(TASK TO CARRY OUT)
What follows is a listing; restate every line of it word for word.
^^^^^^^^
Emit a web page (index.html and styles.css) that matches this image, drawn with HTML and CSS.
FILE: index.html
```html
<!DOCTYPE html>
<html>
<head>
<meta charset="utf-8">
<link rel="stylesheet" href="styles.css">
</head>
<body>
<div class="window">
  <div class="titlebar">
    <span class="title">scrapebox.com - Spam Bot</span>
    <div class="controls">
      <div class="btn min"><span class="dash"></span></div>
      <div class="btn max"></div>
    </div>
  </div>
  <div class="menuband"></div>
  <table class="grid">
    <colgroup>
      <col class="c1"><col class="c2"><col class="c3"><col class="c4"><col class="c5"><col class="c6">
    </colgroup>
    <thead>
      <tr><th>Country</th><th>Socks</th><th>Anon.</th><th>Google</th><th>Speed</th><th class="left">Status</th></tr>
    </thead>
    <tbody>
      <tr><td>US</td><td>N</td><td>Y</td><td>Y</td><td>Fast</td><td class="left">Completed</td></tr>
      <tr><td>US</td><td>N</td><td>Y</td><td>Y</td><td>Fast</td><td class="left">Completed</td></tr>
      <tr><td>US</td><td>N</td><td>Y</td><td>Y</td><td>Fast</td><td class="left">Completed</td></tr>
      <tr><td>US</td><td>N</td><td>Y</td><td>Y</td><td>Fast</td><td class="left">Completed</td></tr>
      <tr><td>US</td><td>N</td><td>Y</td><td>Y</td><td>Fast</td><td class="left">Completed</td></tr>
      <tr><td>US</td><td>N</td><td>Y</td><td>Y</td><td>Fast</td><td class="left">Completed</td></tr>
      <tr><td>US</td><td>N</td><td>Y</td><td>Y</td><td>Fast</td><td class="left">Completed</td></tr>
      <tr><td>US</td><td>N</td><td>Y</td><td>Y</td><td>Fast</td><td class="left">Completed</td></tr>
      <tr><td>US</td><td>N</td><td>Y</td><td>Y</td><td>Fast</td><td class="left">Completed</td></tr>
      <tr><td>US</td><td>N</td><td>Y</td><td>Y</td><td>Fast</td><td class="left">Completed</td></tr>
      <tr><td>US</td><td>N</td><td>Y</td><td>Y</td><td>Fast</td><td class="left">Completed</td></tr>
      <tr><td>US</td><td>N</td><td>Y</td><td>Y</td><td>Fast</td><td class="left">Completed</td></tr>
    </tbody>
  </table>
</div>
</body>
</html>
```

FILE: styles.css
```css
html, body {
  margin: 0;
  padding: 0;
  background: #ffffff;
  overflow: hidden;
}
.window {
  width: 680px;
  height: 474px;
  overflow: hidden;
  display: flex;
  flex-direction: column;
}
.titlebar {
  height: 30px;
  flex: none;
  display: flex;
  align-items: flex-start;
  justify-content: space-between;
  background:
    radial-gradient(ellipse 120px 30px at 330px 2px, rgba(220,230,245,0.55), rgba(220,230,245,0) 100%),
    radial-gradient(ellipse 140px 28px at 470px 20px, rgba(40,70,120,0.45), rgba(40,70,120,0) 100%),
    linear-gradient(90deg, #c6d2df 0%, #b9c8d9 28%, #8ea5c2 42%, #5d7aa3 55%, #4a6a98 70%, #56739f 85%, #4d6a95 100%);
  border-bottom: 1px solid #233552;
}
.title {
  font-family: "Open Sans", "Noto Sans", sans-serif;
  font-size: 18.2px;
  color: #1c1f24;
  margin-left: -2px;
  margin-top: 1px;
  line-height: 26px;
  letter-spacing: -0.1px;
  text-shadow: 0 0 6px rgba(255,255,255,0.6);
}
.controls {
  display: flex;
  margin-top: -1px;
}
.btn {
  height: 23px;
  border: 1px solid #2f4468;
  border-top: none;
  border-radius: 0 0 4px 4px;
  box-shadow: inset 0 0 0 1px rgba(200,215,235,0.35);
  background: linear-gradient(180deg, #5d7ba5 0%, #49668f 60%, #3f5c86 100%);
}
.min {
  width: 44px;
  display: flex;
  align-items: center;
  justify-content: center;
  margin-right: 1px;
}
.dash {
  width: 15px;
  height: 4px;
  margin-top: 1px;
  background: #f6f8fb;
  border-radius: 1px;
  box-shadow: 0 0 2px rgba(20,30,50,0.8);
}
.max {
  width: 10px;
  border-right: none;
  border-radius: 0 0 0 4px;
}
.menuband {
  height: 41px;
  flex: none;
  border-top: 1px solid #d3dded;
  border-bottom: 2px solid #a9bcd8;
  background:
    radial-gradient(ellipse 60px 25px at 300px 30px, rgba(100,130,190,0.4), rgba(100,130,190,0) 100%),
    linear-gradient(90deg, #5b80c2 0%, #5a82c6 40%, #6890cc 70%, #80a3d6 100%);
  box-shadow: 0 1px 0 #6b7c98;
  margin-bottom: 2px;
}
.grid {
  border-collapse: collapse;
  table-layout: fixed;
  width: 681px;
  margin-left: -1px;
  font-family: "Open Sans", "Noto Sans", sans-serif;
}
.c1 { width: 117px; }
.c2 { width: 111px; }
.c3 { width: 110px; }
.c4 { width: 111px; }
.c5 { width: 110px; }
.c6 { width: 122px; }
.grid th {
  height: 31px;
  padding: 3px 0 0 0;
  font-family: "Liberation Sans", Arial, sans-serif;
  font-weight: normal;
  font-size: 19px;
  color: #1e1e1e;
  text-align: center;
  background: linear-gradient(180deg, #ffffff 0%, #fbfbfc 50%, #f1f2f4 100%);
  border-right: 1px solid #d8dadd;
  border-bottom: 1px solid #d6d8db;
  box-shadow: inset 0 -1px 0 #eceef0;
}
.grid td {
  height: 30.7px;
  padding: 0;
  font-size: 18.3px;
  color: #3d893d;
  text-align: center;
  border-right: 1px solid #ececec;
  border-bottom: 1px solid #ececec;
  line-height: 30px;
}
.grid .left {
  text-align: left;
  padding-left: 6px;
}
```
^^^^^^^^
(CORRECT ANSWER)
Emit a web page (index.html and styles.css) that matches this image, drawn with HTML and CSS.
FILE: index.html
```html
<!DOCTYPE html>
<html>
<head>
<meta charset="utf-8">
<link rel="stylesheet" href="styles.css">
</head>
<body>
<div class="window">
  <div class="titlebar">
    <span class="title">scrapebox.com - Spam Bot</span>
    <div class="controls">
      <div class="btn min"><span class="dash"></span></div>
      <div class="btn max"></div>
    </div>
  </div>
  <div class="menuband"></div>
  <table class="grid">
    <colgroup>
      <col class="c1"><col class="c2"><col class="c3"><col class="c4"><col class="c5"><col class="c6">
    </colgroup>
    <thead>
      <tr><th>Country</th><th>Socks</th><th>Anon.</th><th>Google</th><th>Speed</th><th class="left">Status</th></tr>
    </thead>
    <tbody>
      <tr><td>US</td><td>N</td><td>Y</td><td>Y</td><td>Fast</td><td class="left">Completed</td></tr>
      <tr><td>US</td><td>N</td><td>Y</td><td>Y</td><td>Fast</td><td class="left">Completed</td></tr>
      <tr><td>US</td><td>N</td><td>Y</td><td>Y</td><td>Fast</td><td class="left">Completed</td></tr>
      <tr><td>US</td><td>N</td><td>Y</td><td>Y</td><td>Fast</td><td class="left">Completed</td></tr>
      <tr><td>US</td><td>N</td><td>Y</td><td>Y</td><td>Fast</td><td class="left">Completed</td></tr>
      <tr><td>US</td><td>N</td><td>Y</td><td>Y</td><td>Fast</td><td class="left">Completed</td></tr>
      <tr><td>US</td><td>N</td><td>Y</td><td>Y</td><td>Fast</td><td class="left">Completed</td></tr>
      <tr><td>US</td><td>N</td><td>Y</td><td>Y</td><td>Fast</td><td class="left">Completed</td></tr>
      <tr><td>US</td><td>N</td><td>Y</td><td>Y</td><td>Fast</td><td class="left">Completed</td></tr>
      <tr><td>US</td><td>N</td><td>Y</td><td>Y</td><td>Fast</td><td class="left">Completed</td></tr>
      <tr><td>US</td><td>N</td><td>Y</td><td>Y</td><td>Fast</td><td class="left">Completed</td></tr>
      <tr><td>US</td><td>N</td><td>Y</td><td>Y</td><td>Fast</td><td class="left">Completed</td></tr>
    </tbody>
  </table>
</div>
</body>
</html>
```

FILE: styles.css
```css
html, body {
  margin: 0;
  padding: 0;
  background: #ffffff;
  overflow: hidden;
}
.window {
  width: 680px;
  height: 474px;
  overflow: hidden;
  display: flex;
  flex-direction: column;
}
.titlebar {
  height: 30px;
  flex: none;
  display: flex;
  align-items: flex-start;
  justify-content: space-between;
  background:
    radial-gradient(ellipse 120px 30px at 330px 2px, rgba(220,230,245,0.55), rgba(220,230,245,0) 100%),
    radial-gradient(ellipse 140px 28px at 470px 20px, rgba(40,70,120,0.45), rgba(40,70,120,0) 100%),
    linear-gradient(90deg, #c6d2df 0%, #b9c8d9 28%, #8ea5c2 42%, #5d7aa3 55%, #4a6a98 70%, #56739f 85%, #4d6a95 100%);
  border-bottom: 1px solid #233552;
}
.title {
  font-family: "Open Sans", "Noto Sans", sans-serif;
  font-size: 18.2px;
  color: #1c1f24;
  margin-left: -2px;
  margin-top: 1px;
  line-height: 26px;
  letter-spacing: -0.1px;
  text-shadow: 0 0 6px rgba(255,255,255,0.6);
}
.controls {
  display: flex;
  margin-top: -1px;
}
.btn {
  height: 23px;
  border: 1px solid #2f4468;
  border-top: none;
  border-radius: 0 0 4px 4px;
  box-shadow: inset 0 0 0 1px rgba(200,215,235,0.35);
  background: linear-gradient(180deg, #5d7ba5 0%, #49668f 60%, #3f5c86 100%);
}
.min {
  width: 44px;
  display: flex;
  align-items: center;
  justify-content: center;
  margin-right: 1px;
}
.dash {
  width: 15px;
  height: 4px;
  margin-top: 1px;
  background: #f6f8fb;
  border-radius: 1px;
  box-shadow: 0 0 2px rgba(20,30,50,0.8);
}
.max {
  width: 10px;
  border-right: none;
  border-radius: 0 0 0 4px;
}
.menuband {
  height: 41px;
  flex: none;
  border-top: 1px solid #d3dded;
  border-bottom: 2px solid #a9bcd8;
  background:
    radial-gradient(ellipse 60px 25px at 300px 30px, rgba(100,130,190,0.4), rgba(100,130,190,0) 100%),
    linear-gradient(90deg, #5b80c2 0%, #5a82c6 40%, #6890cc 70%, #80a3d6 100%);
  box-shadow: 0 1px 0 #6b7c98;
  margin-bottom: 2px;
}
.grid {
  border-collapse: collapse;
  table-layout: fixed;
  width: 681px;
  margin-left: -1px;
  font-family: "Open Sans", "Noto Sans", sans-serif;
}
.c1 { width: 117px; }
.c2 { width: 111px; }
.c3 { width: 110px; }
.c4 { width: 111px; }
.c5 { width: 110px; }
.c6 { width: 122px; }
.grid th {
  height: 31px;
  padding: 3px 0 0 0;
  font-family: "Liberation Sans", Arial, sans-serif;
  font-weight: normal;
  font-size: 19px;
  color: #1e1e1e;
  text-align: center;
  background: linear-gradient(180deg, #ffffff 0%, #fbfbfc 50%, #f1f2f4 100%);
  border-right: 1px solid #d8dadd;
  border-bottom: 1px solid #d6d8db;
  box-shadow: inset 0 -1px 0 #eceef0;
}
.grid td {
  height: 30.7px;
  padding: 0;
  font-size: 18.3px;
  color: #3d893d;
  text-align: center;
  border-right: 1px solid #ececec;
  border-bottom: 1px solid #ececec;
  line-height: 30px;
}
.grid .left {
  text-align: left;
  padding-left: 6px;
}
```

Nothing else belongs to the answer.